A case mentioned by the trial court in its memorandum opinion and cited here by the defendants is Northern States Power Company v. State of Minnesota, 447 F.2d 1143 (8th Cir. 1971), aff'd, 405 U.S. 1035, 92 S.Ct. 1307, 31 L.Ed.2d 576 (1972). We do not deem that case to be particularly helpful in our resolution of the present case. That case stands for the proposition that Congress in enacting the Atomic Energy Act of 1954 preempted the filed to the exclusion of the several states as concerns the regulation of radioactive waste releases from nuclear power plants. Assuming the correctness of this proposition, such does not mean that Congress is thereafter foreclosed from later deciding, as we believe it did, to vest the Environmental Protection Agency with the duty of regulating the discharge of all radioactive materials into navigable waters.

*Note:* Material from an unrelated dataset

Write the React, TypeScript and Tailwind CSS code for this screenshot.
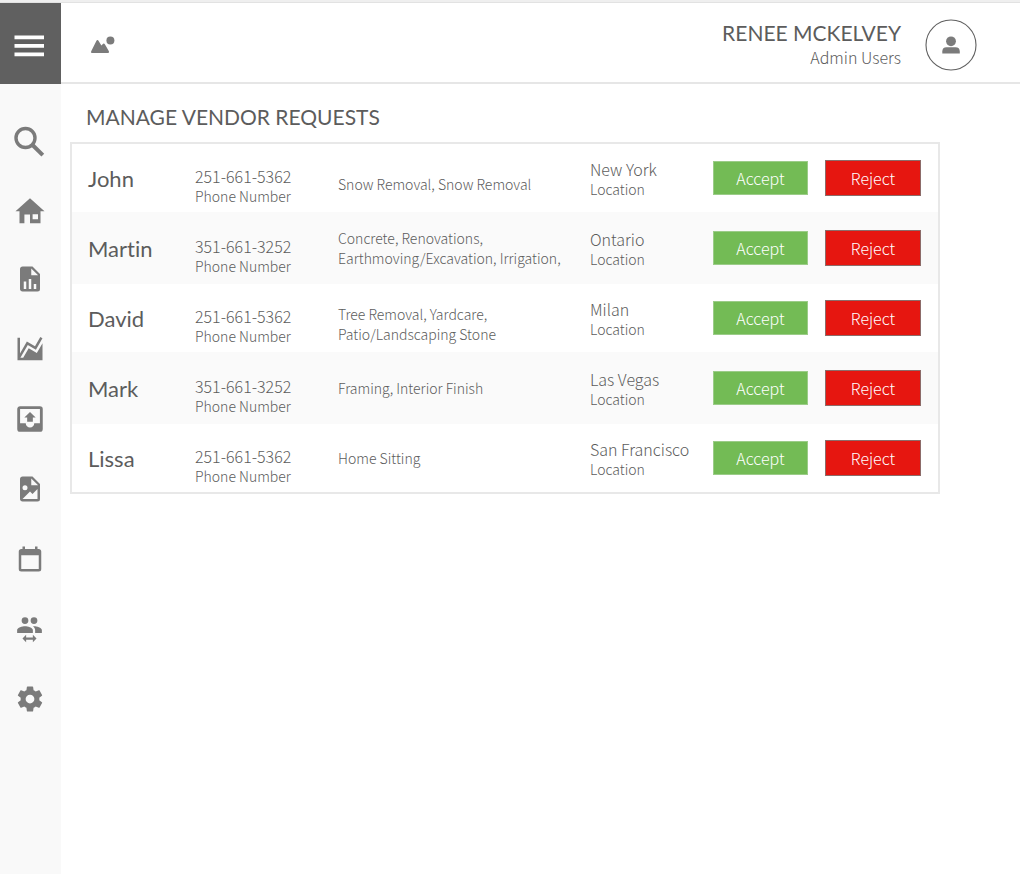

In sum, then, the 1972 Amendments charge the EPA Administrator with the duty of regulating the discharge of all radioactive materials into the Nation's waters, and the trial court erred in granting the defendant's motion for summary judgment.
The trial court denied plaintiffs' request for reasonable attorney fees as provided in 33 U.S.C. § 1365(d) (Supp. 1973). Plaintiffs appeal this ruling and contend that such constituted an abuse of discretion on the part of the trial court. In view of our disposition of the appeal, we need not here address ourselves to the merit of that particular matter.
Judgment reversed and cause remanded for further proceedings consonant with the views herein expressed.